When I see a student take the initiative for an independent study class that comes from their mind and their heart, it means a lot. To design a class that taps into that passion, to generate something from scratch, is just amazing.
– Gabriela Gamiz
Yin remembers the lemonade lesson fondly. “Some kids were surprised by how much sugar we were putting in,” she says. “And one kid said it was better than his mom’s lemonade!”
“They showed so much enthusiasm for things we take for granted,” Sinclair says. “There was a moment in our first lesson when we were talking about scaling factors and trying to scale the planetary system down to the size of the classroom—in other words, convert from millions of kilometers. So we had them take out their calculators and divide 8 meters (the length of the classroom) by 4,500 million kilometers, and they got 0.00178. They’d never seen such a small number on a calculator before!”
Gabriela Gamiz of Harvey Mudd’s Office of Community Engagement says what excites her is seeing the Mudd students’ independent study with Professor Orrison bring math and education to a crossroads. “When I see a student take the initiative for an independent study class that comes from their mind and their heart, it means a lot. To design a class that taps into that passion, to generate something from scratch, is just amazing.”
Feedback: Essential to the Mix
Using the passion they have for technology, students are creating viable solutions for community partners in Jim Boerkoel’s computer science class, User Interface Design.
Boerkoel, an assistant professor of computer science, places particular emphasis in his course on accessibility, global awareness, cultural sensitivity and interface design as a tool for challenging stereotypes of marginalized social groups. He received funding to create the class from the Holen Community Engagement Fund, which supports Harvey Mudd faculty in the development of courses related to community engagement.
“The first semester (fall 2014) we ran it as a website development class, basically,” says Boerkoel. “Gabriela Gamiz connected us to three local organizations: Claremont Homeless Advocacy Program, Real Connections and Project Caring and Sharing. We realized the students’ projects provided some real value to our community partners—two of which have launched their new websites—but I think our students were antsy to have more application development experience. So, during spring 2015, we re-ran the same class but instead focused on developing mobile applications. Students chose whether to develop a mobile iOS or Android application.”

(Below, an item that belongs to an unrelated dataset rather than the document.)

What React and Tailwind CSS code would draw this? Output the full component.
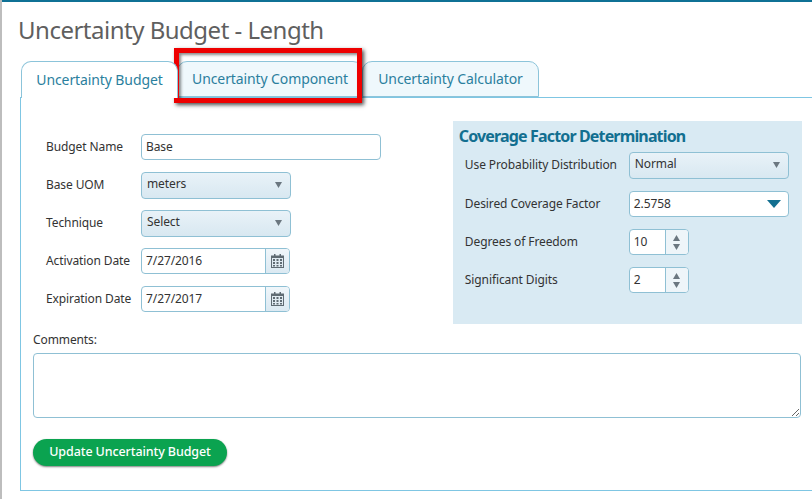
const fieldBorder = 'border border-[#8fc0d4] rounded-[4px]';

const Arrow = ({ dir = 'down' }) => (
  <svg width="7" height="6" viewBox="0 0 7 6">
    <path d={dir === 'down' ? 'M0 0h7L3.500 6z' : 'M0 6h7L3.500 0z'} fill="#6b7780" />
  </svg>
);

const Row = ({ label, labelClass, className = '', children }) => (
  <div className={`flex items-center h-[26px] ${className}`}>
    <div className={`shrink-0 text-[12px] text-[#333] ${labelClass}`}>{label}</div>
    {children}
  </div>
);

const Select = ({ value, width = 'w-[150px]' }) => (
  <div className={`${width} h-[27px] ${fieldBorder} bg-gradient-to-b from-[#e9f2f8] to-[#d8e8f1] flex items-center justify-between pl-[5px] pr-[8px]`}>
    <span className="text-[12px] text-[#333] -mt-[3px]">{value}</span>
    <Arrow />
  </div>
);

const CalendarIcon = () => (
  <svg width="13" height="14" viewBox="0 0 13 14">
    <path d="M0 1.500h13V14H0z" fill="#5f6b73" />
    <path d="M1 4h11v9H1z" fill="#dfeaf1" />
    <path d="M2 5h2v2H2zM5.500 5h2v2h-2zM9 5h2v2H9zM2 8h2v2H2zM5.500 8h2v2h-2zM9 8h2v2H9zM2 11h2v1.500H2zM5.500 11h2v1.500h-2zM9 11h2v1.500H9z" fill="#5f6b73" />
    <path d="M3 0h1.500v3H3zM8.500 0H10v3H8.500z" fill="#5f6b73" />
  </svg>
);

const DateField = ({ value }) => (
  <div className={`w-[149px] h-[26px] ${fieldBorder} bg-white flex overflow-hidden`}>
    <span className="flex-1 pl-[4px] text-[12px] leading-[24px] text-[#333]">{value}</span>
    <span className="w-[24px] border-l border-[#8fc0d4] bg-gradient-to-b from-[#f0f6fa] to-[#dbe9f2] flex items-center justify-center">
      <CalendarIcon />
    </span>
  </div>
);

const Spinner = ({ value }) => (
  <div className={`w-[60px] h-[26px] ${fieldBorder} bg-white flex overflow-hidden`}>
    <span className="flex-1 pl-[4px] text-[12px] leading-[24px] text-[#333]">{value}</span>
    <span className="w-[23px] border-l border-[#8fc0d4] bg-[#eef5f9] flex flex-col items-center justify-center gap-[3px]">
      <Arrow dir="up" />
      <Arrow />
    </span>
  </div>
);

const Tab = ({ label, active, className = '' }) => (
  <div className={`border border-[#8cc4da] rounded-t-[10px] flex items-center justify-center pb-[2px] text-[14px] text-[#2b7f9e] ${active ? 'bg-white border-b-0 relative z-10 h-[37px] -mb-px' : 'h-[36px] bg-[#eff8fc]'} ${className}`}>
    {label}
  </div>
);

export default function App() {
  return (
    <div className="w-[812px] h-[499px] bg-white overflow-hidden border-l-2 border-[#bdbdbd] relative font-['Noto_Sans','Open_Sans',sans-serif] tracking-[-0.1px]">
      <div className="absolute top-0 left-0 right-0 h-[2px] bg-[#0f7195]" />
      <h1 className="pl-[16px] pt-[14px] h-[61px] text-[24px] leading-[32px] text-[#5f5f5f] tracking-[-0.5px]">Uncertainty Budget - Length</h1>

      <div className="flex pl-[19px]">
        <Tab label="Uncertainty Budget" active className="w-[157px]" />
        <Tab label="Uncertainty Component" className="w-[186px] -ml-px" />
        <Tab label="Uncertainty Calculator" className="w-[177px] -ml-px" />
      </div>

      <div className="ml-[18px] -mr-px h-[394px] border border-[#7fc6e3] pl-[12px] pr-[10px]">
        <div className="flex">
          <div className="w-[422px] pt-[36px] pl-[13px] flex flex-col gap-[12px]">
            <Row label="Budget Name" labelClass="w-[95px]">
              <div className={`w-[240px] h-[26px] ${fieldBorder} pl-[4px] text-[12px] leading-[24px] text-[#333]`}>Base</div>
            </Row>
            <Row label="Base UOM" labelClass="w-[95px]"><Select value="meters" /></Row>
            <Row label="Technique" labelClass="w-[95px]"><Select value="Select" /></Row>
            <Row label="Activation Date" labelClass="w-[95px]"><DateField value="7/27/2016" /></Row>
            <Row label="Expiration Date" labelClass="w-[95px]"><DateField value="7/27/2017" /></Row>
          </div>

          <div className="mt-[23px] w-[351px] h-[203px] bg-[#d9eaf3] pl-[6px] pt-[6px]">
            <h2 className="text-[16px] leading-[18px] font-bold text-[#126f90] tracking-[-0.85px]">Coverage Factor Determination</h2>
            <div className="mt-[7px] pl-[6px] flex flex-col gap-[12px]">
              <Row label="Use Probability Distribution" labelClass="w-[164px]" className="mb-px"><Select value="Normal" width="w-[160px]" /></Row>
              <Row label="Desired Coverage Factor" labelClass="w-[164px]">
                <div className={`w-[160px] h-[26px] ${fieldBorder} bg-white flex items-center justify-between pl-[4px] pr-[7px]`}>
                  <span className="text-[12px] text-[#333]">2.5758</span>
                  <svg width="14" height="8" viewBox="0 0 14 8"><path d="M0 0h14L7 8z" fill="#126f90" /></svg>
                </div>
              </Row>
              <Row label="Degrees of Freedom" labelClass="w-[164px]"><Spinner value="10" /></Row>
              <Row label="Significant Digits" labelClass="w-[164px]"><Spinner value="2" /></Row>
            </div>
          </div>
        </div>

        <div className="mt-[8px] text-[12px] leading-[16px] text-[#333]">Comments:</div>
        <textarea className="block mt-[5px] w-[768px] h-[65px] border border-[#8fc0d4] rounded-[4px] outline-none" />
        <button className="mt-[21px] w-[194px] h-[27px] rounded-full bg-[#0ba350] shadow-[0_1px_2px_rgba(0,0,0,0.5)] text-[12.5px] font-medium text-white">Update Uncertainty Budget</button>
      </div>

      <div className="absolute left-[172px] top-[48px] w-[188px] h-[55px] border-[5px] border-[#ee0000] shadow-[2px_2px_4px_rgba(0,0,0,0.7),inset_2px_2px_3px_rgba(0,0,0,0.45)] pointer-events-none" />
    </div>
  );
}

Vanessa Ronan ’15, a computer science major, worked with the organization Bike San Gabriel Valley to develop an app that kids can use to invite one another to go on bike rides.“Jonathan Rodriguez from Bike SGV thought it would be cool if the app could be used in the classroom, too, so teachers could track the kids’ progress and give them rewards in class if they biked a lot that week—make it kind of a competition. He’s talked with some middle schools in El Monte about it already,” Ronan says.
She notes that there were many more female than male students in the class, a confirmation of Boerkoel’s hunch that the class would be popular among typically underrepresented computer science majors and off-campus majors. “It was more of a creative class,” Ronan says.
Ronan, who graduated in May and is launching an interior design startup called Decorater, a platform to crowd-source interior design, noted that for her the most challenging—and ultimately rewarding—part of Boerkoel’s class was user testing. “Our very first assignment was to go out and interview people,” she says. “I tend to be shy and thought I would hate it, but it was very helpful.” Her design team asked kids in the Claremont Village to use the app to do three tasks. The team then noted the results and steered their design away from what the kids found difficult. “The point is to try to make the app intuitive. One button of our design had an icon on it that the kids couldn’t identify (a list of bike logs that looked like a book), so we turned it into the words ‘Bike Log,’ which is a place for the user to list all the bike rides they’ve taken.
“So now when I’m designing the app and the website for my company, instead of just assuming the design is good, I’m definitely going to do some user testing,” she adds. She did so during a summer meeting of Harvey Mudd’s Entrepreneurial Network (HMCEN), a gathering of mostly alumni who share startup stories.
Mackenzie Leake SCR ’15, worked with Community Senior Services, an organization that maintains a database of services for area seniors. She also saw the value in user testing for her project. “The focus was on designing the app and making it really accessible to our potential users,” she says. “They had a strong vision of what they wanted. We would send design ideas to our contact, Abby Castillo, and she gave us feedback. We also did user testing with three seniors at Community Senior Services, who let us know their number one frustration was with small text size, and number two was with small button size. They also pointed out concerns they had, like making sure that it’s easy to navigate back. We learned, when in doubt, make the buttons bigger!”
Leake was drawn to working on a project for Community Senior Services because it’s a cause she believes in. She thinks it’s important to step away from coding and think more about the people that one’s product will serve.
“I’d like students to produce something that’s motivating and useful,” says Boerkoel. “Students are used to projects with clean, well-defined goals that get graded against a ‘right answer.’ With community service, there’s a natural frustration with not having well-defined goals or a right answer—and an opportunity there. I think that’s powerful.”